Sen. Joe Manchin, D-W.Va., raised doubts Tuesday about Obama's $500 million dollar plan to support and train about 5,000 Syrian rebels.
In a Senate Armed Services Committee Hearing, Manchin told Defense Department officials that he can not justify the U.S. spending over $100,000 per rebel when U.S. military aid in the Middle East over the last decade has not helped to stabilize the region at all.
"I'm just saying our past performance for the last 13 years in that region hasn't given us the results," Manchin said. "We took out Saddam [Hussein], we thought that would change. Iraq is in worse shape. We took out [Muammar] Gaddafi. We thought that would change. It got so bad in Libya, we've had to pull out our own embassy and our own people in our embassy. These barbaric dictators are unbelievable. But, it seems like that's what rules. If it's not one. It will be another."
Speaking with Secretary of Defense Chuck Hagel, and Gen. Martin E. Dempsey, chairman of the Joint Chiefs of Staff, as they testified before the committee, Manchin clamored on the $1.6 trillion the U.S. has spent in the wars in Iraq and Afghanistan and distinctly pointed out the $20 billion the U.S. spent to build an Iraqi army which did nothing to help build stability and democracy inside its borders.
"And, the first time they were tested they turn, tailed, and ran, turned over the arsenal that we equipped them with. Now, it is being used against us," Manchin said. "The only thing that I know that we are short of is that training and those weapons will be used against us at some time in the future … If it is that quickly undone what we have spent, how can I go home to West Virginia and make sense out of this at all."
Hagel responded by pointing to successes that the Iraqi forces and Kurdish Peshmerga forces have had against ISIS with the help of U.S. support.

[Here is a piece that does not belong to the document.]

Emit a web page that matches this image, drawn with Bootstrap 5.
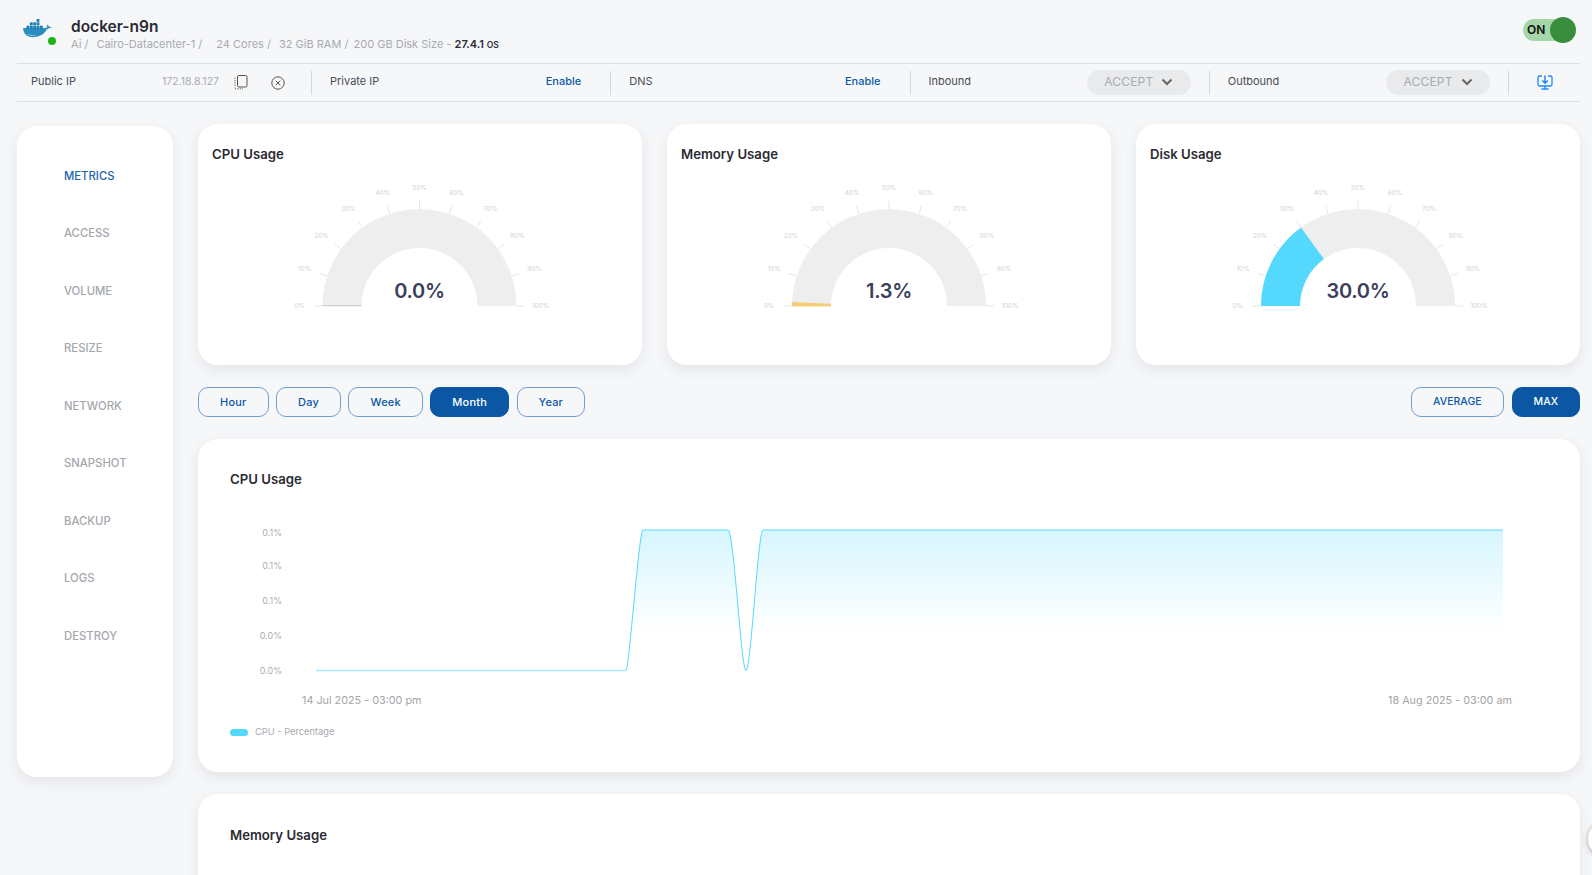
<!DOCTYPE html>
<html lang="en">
<head>
<meta charset="utf-8">
<title>docker-n9n</title>
<link href="https://cdn.jsdelivr.net/npm/bootstrap@5.3.0/dist/css/bootstrap.min.css" rel="stylesheet">
<style>
html,body{height:875px;overflow:hidden}
body{background:#f6f7f9;font-family:Inter,"Liberation Sans",sans-serif;color:#333;position:relative}
.pagewrap{padding:0 12px 0 17px}
.tophead{height:64px;border-bottom:1px solid #dcdee1}
.vmlogo{width:32px;height:28px;margin:5px 17px 0 5px;position:relative;flex:none}
.vmdot{position:absolute;width:8px;height:8px;border-radius:50%;background:#22b214;right:-1.500px;bottom:-1px}
.vmname{font-size:15.500px;font-weight:600;color:#2b2b33;line-height:20px}
.vmmeta{font-size:11px;color:#a8aab0;line-height:14px;white-space:nowrap}
.vmmeta i{font-style:normal;margin-right:4px}
.vmmeta i.gapai{margin-right:8px}
.vmmeta i.gapdc{margin-right:11px}
.vmmeta i.gapcores{margin-right:5px}
.vmmeta i.gapram{margin-right:2px}
.vmmeta i.gapdisk{margin-right:0}
.vmmeta b{font-weight:600;color:#2b2b33}
.vmmeta small{font-size:8.500px;font-weight:600}
.headtext{margin-top:6px}
.powertrack{width:49px;height:22px;border-radius:11px;background:#a5d6a7;padding-left:4px;font-size:12px;font-weight:600;color:#111;margin-top:-4px;margin-right:8px}
.powerknob{width:26px;height:26px;border-radius:50%;background:#388e3c;margin-right:-4px;flex:none}
.inforow{height:38px;border-bottom:1px solid #dcdee1;font-size:11px;color:#4a4c55}
.infocell{flex:0 0 299.250px;height:24px;border-right:1px solid #d5d7da;padding:0 29px 0 18px}
.infocell>span:first-child,.enablelink{padding-bottom:2px}
.infocell.firstcell{flex:0 0 295px;padding-left:14px;padding-right:26px}
.infocell.pillcell{padding-right:18px}
.infocell.lastcell{flex:1 1 0;border-right:0;padding:0}
.ipval{color:#a8aab0;font-size:10.500px;margin-right:14.500px;padding-bottom:2px}
.closeicon{margin-left:23.500px}
.enablelink{color:#0b58a6;font-weight:500;text-decoration:none;font-size:11px}
.acceptpill{width:104px;height:25px;border-radius:13px;background:#e9eaec;color:#a8aab0;font-size:12px;border:0;letter-spacing:.2px;padding:0 0 1px}
.mainsplit{gap:25px;margin-top:22px}
.sidepanel{width:156px;height:651px;margin-top:2px;border-radius:20px;padding:21.700px 0 0 47px;flex:none}
.sidepanel .nav-link{height:57.500px;padding:0;display:flex;align-items:center;font-size:11.300px;font-weight:500;color:#a5a7ad}
.sidepanel .nav-link.active{color:#1d64b0}
.contentcol{min-width:0}
.softcard{border:0;border-radius:20px;background:#fff;box-shadow:0 5px 14px rgba(30,40,60,.09)}
.gaugerow{gap:25px}
.gaugecard{height:241px}
.gaugetitle{font-size:13.200px;font-weight:600;color:#2b2b33;line-height:20px;padding:20px 14px 0;height:50px}
.gaugesvg{display:block;width:100%;height:180px}
.gtick{stroke:#e6e6e6;stroke-width:1}
.glabel{font-family:Inter,sans-serif;font-size:6.500px;fill:#d2d2d2;text-anchor:middle;dominant-baseline:central}
.gvalue{font-family:Inter,sans-serif;font-size:20px;font-weight:600;fill:#3a3f5c;text-anchor:middle;letter-spacing:-.3px}
.rangebar{margin-top:22px}
.rangeleft{gap:7.500px}
.rangeright{gap:8px}
.rangebtn{--bs-btn-color:#0b58a6;--bs-btn-border-color:#6f9fcf;--bs-btn-bg:transparent;--bs-btn-hover-color:#fff;--bs-btn-hover-bg:#0b57a4;--bs-btn-hover-border-color:#0b57a4;--bs-btn-active-bg:#0b57a4;--bs-btn-active-border-color:#0b57a4;--bs-btn-active-color:#fff;height:30px;border-radius:10px;font-size:11px;font-weight:500;letter-spacing:.2px;padding:0 21px;display:flex;align-items:center}
.rangebtn.capsbtn{font-size:10.500px;letter-spacing:0;padding:0 21px}
.chartcard{height:333px;margin-top:22px}
.charttitle{font-size:13.200px;font-weight:600;color:#2b2b33;line-height:20px;padding:30px 32px 0;height:61px}
.chartsvg{display:block;width:100%;height:272px}
.axistext{font-family:Inter,sans-serif;font-size:9px;fill:#adadb1}
.timetext{font-family:Inter,sans-serif;font-size:10.800px;fill:#a4a4a8}
.legendtext{font-family:Inter,sans-serif;font-size:9.300px;fill:#a8a8ad}
.memcard{height:300px;margin-top:22px}
.memcard .charttitle{padding-top:31px}
.floatcircle{position:absolute;left:1588px;top:821px;width:36px;height:36px;border-radius:50%;background:#fff;box-shadow:0 1px 5px rgba(0,0,0,.35)}
</style>
</head>
<body>
<svg width="0" height="0" class="position-absolute">
  <defs>
    <symbol id="gaugebase" overflow="visible" viewBox="-222 -132 444 180" width="444" height="180">
      <path d="M-97 0A97 97 0 0 1 97 0L58 0A58 58 0 0 0-58 0Z" fill="#eeeeee"/>
      <g class="gtick">
        <path d="M-97 0H-105M-92.200-30-99.900-32.400M-78.500-57-84.900-61.700M-57-78.500-61.700-84.900M-30-92.200-32.400-99.900M0-97V-105M30-92.200 32.400-99.900M57-78.500 61.700-84.900M78.500-57 84.900-61.700M92.200-30 99.900-32.400M97 0H105"/>
      </g>
      <g class="glabel">
        <text x="-120" y="0">0%</text><text x="-115" y="-37">10%</text><text x="-98" y="-70">20%</text><text x="-71" y="-97">30%</text><text x="-37" y="-113">40%</text><text x="0" y="-118">50%</text><text x="37" y="-113">60%</text><text x="71" y="-97">70%</text><text x="98" y="-70">80%</text><text x="115" y="-37">90%</text><text x="121" y="0">100%</text>
      </g>
    </symbol>
    <linearGradient id="cpufill" gradientUnits="userSpaceOnUse" x1="0" y1="30" x2="0" y2="132">
      <stop offset="0" stop-color="#55d8fe" stop-opacity=".24"/>
      <stop offset="1" stop-color="#55d8fe" stop-opacity="0"/>
    </linearGradient>
  </defs>
</svg>

<div class="pagewrap">
  <header class="tophead d-flex justify-content-between align-items-center">
    <div class="d-flex align-items-start">
      <div class="vmlogo">
        <svg viewBox="0 0 32 22" width="31" height="21" aria-label="Docker">
          <path d="M1 11.500h22.600c1.600 0 3-.5 3.700-1.500 1-.3 2.800-.5 3.700-1.300-.7-.5-2-.9-2.900-.6-.2-1-.8-1.800-1.500-2.400-.8.800-1 2.100-.6 3.300-.5.200-1.200.4-2 .4H1z" fill="#2b8fc4"/>
          <path d="M1.300 11.500c.4 4.300 4 7.500 9.500 7.500 6.800 0 11.800-2.700 14.700-7.500z" fill="#2a8cc0"/>
          <path d="M5 15.500c2.500 2.400 7 2.500 10.500 1.500-3.400.2-7-.1-10.500-1.500z" fill="#c7e2f0"/>
          <g fill="#1f7fb5"><rect x="4.500" y="7" width="3" height="3.500"/><rect x="8" y="7" width="3" height="3.500"/><rect x="11.500" y="7" width="3" height="3.500"/><rect x="15" y="7" width="3" height="3.500"/><rect x="18.500" y="7" width="3" height="3.500"/><rect x="8" y="3.500" width="3" height="3"/><rect x="11.500" y="3.500" width="3" height="3"/><rect x="15" y="3.500" width="3" height="3"/><rect x="15" y="0" width="3" height="3"/></g>
        </svg>
        <span class="vmdot"></span>
      </div>
      <div class="headtext">
        <div class="vmname">docker-n9n</div>
        <div class="vmmeta"><i class="gapai">Ai /</i><i class="gapdc">Cairo-Datacenter-1 /</i> <i class="gapcores">24 Cores /</i> <i class="gapram">32 GiB RAM /</i> <i class="gapdisk">200 GB Disk Size -</i> <b>27.4.1 <small>OS</small></b></div>
      </div>
    </div>
    <div class="powertrack d-flex align-items-center justify-content-between"><span>ON</span><span class="powerknob"></span></div>
  </header>

  <div class="inforow d-flex align-items-center">
    <div class="infocell firstcell d-flex align-items-center justify-content-between">
      <span>Public IP</span>
      <span class="d-flex align-items-center">
        <span class="ipval">172.18.8.127</span>
        <svg width="14" height="15" viewBox="0 0 14 15" fill="none" stroke="#555" aria-hidden="true"><rect x="3.500" y=".5" width="9.500" height="11.500" rx="1.500"/><path d="M1 2.500v10M1 13.800h8" stroke-dasharray="1.200 1.200" stroke="#666"/></svg>
        <svg class="closeicon" width="14" height="14" viewBox="0 0 14 14" fill="none" stroke="#555" aria-hidden="true"><circle cx="7" cy="7" r="6.200"/><path d="M4.700 4.700l4.600 4.600M9.300 4.700l-4.600 4.600"/></svg>
      </span>
    </div>
    <div class="infocell d-flex align-items-center justify-content-between"><span>Private IP</span><a class="enablelink" href="#">Enable</a></div>
    <div class="infocell d-flex align-items-center justify-content-between"><span>DNS</span><a class="enablelink" href="#">Enable</a></div>
    <div class="infocell pillcell d-flex align-items-center justify-content-between">
      <span>Inbound</span>
      <button class="acceptpill d-flex align-items-center justify-content-center gap-2" type="button">ACCEPT <svg width="12" height="8" viewBox="0 0 12 8" fill="none" stroke="#666" stroke-width="2" aria-hidden="true"><path d="M1.500 1.500 6 6l4.500-4.500"/></svg></button>
    </div>
    <div class="infocell pillcell d-flex align-items-center justify-content-between">
      <span>Outbound</span>
      <button class="acceptpill d-flex align-items-center justify-content-center gap-2" type="button">ACCEPT <svg width="12" height="8" viewBox="0 0 12 8" fill="none" stroke="#666" stroke-width="2" aria-hidden="true"><path d="M1.500 1.500 6 6l4.500-4.500"/></svg></button>
    </div>
    <div class="infocell lastcell d-flex align-items-center justify-content-center">
      <svg width="16" height="15" viewBox="0 0 16 15" fill="none" stroke="#1e88f5" stroke-width="1.300" aria-hidden="true"><path d="M5 1H2.500A1.500 1.500 0 0 0 1 2.500v7A1.500 1.500 0 0 0 2.500 11h11A1.500 1.500 0 0 0 15 9.500v-7A1.500 1.500 0 0 0 13.500 1H11"/><path d="M8 .5V8M5.200 5.500 8 8.300l2.800-2.800M8 11v3M4.500 14h7" stroke-width="1.500"/></svg>
    </div>
  </div>

  <div class="d-flex align-items-start mainsplit">
    <nav class="card softcard sidepanel">
      <div class="nav flex-column">
        <a class="nav-link active" href="#">METRICS</a>
        <a class="nav-link" href="#">ACCESS</a>
        <a class="nav-link" href="#">VOLUME</a>
        <a class="nav-link" href="#">RESIZE</a>
        <a class="nav-link" href="#">NETWORK</a>
        <a class="nav-link" href="#">SNAPSHOT</a>
        <a class="nav-link" href="#">BACKUP</a>
        <a class="nav-link" href="#">LOGS</a>
        <a class="nav-link" href="#">DESTROY</a>
      </div>
    </nav>

    <main class="flex-grow-1 contentcol">
      <div class="d-flex gaugerow">
        <section class="card softcard gaugecard flex-fill w-100">
          <div class="gaugetitle">CPU Usage</div>
          <svg class="gaugesvg" viewBox="-221.500 -132 444 180" role="img">
            <use href="#gaugebase" x="-222" y="-132"/>
            <rect x="-97" y="-1" width="39" height="1.300" fill="#cfcfcf"/>
            <text class="gvalue" x="0" y="-8">0.0%</text>
          </svg>
        </section>
        <section class="card softcard gaugecard flex-fill w-100">
          <div class="gaugetitle">Memory Usage</div>
          <svg class="gaugesvg" viewBox="-222 -132 444 180" role="img">
            <use href="#gaugebase" x="-222" y="-132"/>
            <path d="M-97 .5-96.900-3.960-57.950-2.370-58 .5Z" fill="#f6cd78"/>
            <text class="gvalue" x="0" y="-8">1.3%</text>
          </svg>
        </section>
        <section class="card softcard gaugecard flex-fill w-100">
          <div class="gaugetitle">Disk Usage</div>
          <svg class="gaugesvg" viewBox="-222 -132 444 180" role="img">
            <use href="#gaugebase" x="-222" y="-132"/>
            <path d="M-97 0A97 97 0 0 1-57-78.500L-34.100-46.900A58 58 0 0 0-58 0Z" fill="#55d8fe"/>
            <text class="gvalue" x="0" y="-8">30.0%</text>
          </svg>
        </section>
      </div>

      <div class="d-flex justify-content-between rangebar">
        <div class="d-flex rangeleft">
          <button class="btn rangebtn" type="button">Hour</button>
          <button class="btn rangebtn" type="button">Day</button>
          <button class="btn rangebtn" type="button">Week</button>
          <button class="btn rangebtn active" type="button">Month</button>
          <button class="btn rangebtn" type="button">Year</button>
        </div>
        <div class="d-flex rangeright">
          <button class="btn rangebtn capsbtn" type="button">AVERAGE</button>
          <button class="btn rangebtn capsbtn active" type="button">MAX</button>
        </div>
      </div>

      <section class="card softcard chartcard">
        <div class="charttitle">CPU Usage</div>
        <svg class="chartsvg" viewBox="0 0 1382 272" role="img">
          <g class="axistext" text-anchor="end">
            <text x="84" y="36">0.1%</text><text x="84" y="69">0.1%</text><text x="84" y="104">0.1%</text><text x="84" y="139">0.0%</text><text x="84" y="174">0.0%</text>
          </g>
          <path d="M428 170.500C431 170.500 441 30 445 30H530C536 30 543 170.500 548 170.500C553 170.500 560 30 565 30H1305V170.500Z" fill="url(#cpufill)"/>
          <path d="M118 170.500H428" fill="none" stroke="#a9ecff" stroke-width="1.500"/>
          <path d="M428 170.500C431 170.500 441 30 445 30H530C536 30 543 170.500 548 170.500C553 170.500 560 30 565 30H1305" fill="none" stroke="#55d8fe" stroke-width="1"/>
          <text class="timetext" x="104" y="204">14 Jul 2025 - 03:00 pm</text>
          <text class="timetext" x="1314" y="204" text-anchor="end">18 Aug 2025 - 03:00 am</text>
          <rect x="32" y="229" width="18" height="7" rx="3.500" fill="#55d8fe"/>
          <text class="legendtext" x="57" y="235">CPU - Percentage</text>
        </svg>
      </section>

      <section class="card softcard memcard">
        <div class="charttitle">Memory Usage</div>
      </section>
    </main>
  </div>
</div>
<span class="floatcircle"></span>
<script src="https://cdn.jsdelivr.net/npm/bootstrap@5.3.0/dist/js/bootstrap.bundle.min.js"></script>
</body>
</html>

"We are not going to have ground forces on the ground to do it for them. As you said, it should be the people of that region," Hagel said. "As the chairman noted, the Peshmerga, the Iraqi security forces have been able to get back on the offensive with our assistance."
Although the Pentagon says these U.S.-vetted rebels would train at a facility in Saudi Arabia, Ammar al-Wawi, a commander within the Free Syrian Army, told Reuters that he doesn't feel that the rebels need training. He said they just need more powerful weapons and fears that the weapons received as a result of Obama's plan are not going to be the weapons needed to defeat ISIS.
"We don't really need more training. And we have enough soldiers. What we need are quality weapons," Wawi said. "We need anti-aircraft weapons. We need anti-tank weapons. If we don't get those, we can't win, no matter what the United States does," Free Syrian Army Commander known as Wawi told Reuters.
Richard Haass, a former State Department official and current president of the Council of Foreign Relations, told Reuters that it would take years for the U.S. to build a reliable Syrian rebel ground force.
"It is divided. It is weak," Haass said. "Any effort to build it up would take years, and I don't think we'd have much to show for it."
Skeptical of the rebels, Manchin asked how 5,000 rebel troops will be convinced to stop fighting in the Syrian civil war and turn their focus on a group of extremists that have not only helped the rebels fight against President Assad's regime, but are essentially fighting the "same religious war".
"As long [Assad] is able to remain there, he is fighting the same people that we are asking the people to train to fight that we are going to spend $500 million," Manchin said. "It makes no sense to me and I can't sell it. I've tried but you can't sell this stuff when no one believes the outcome will be any different."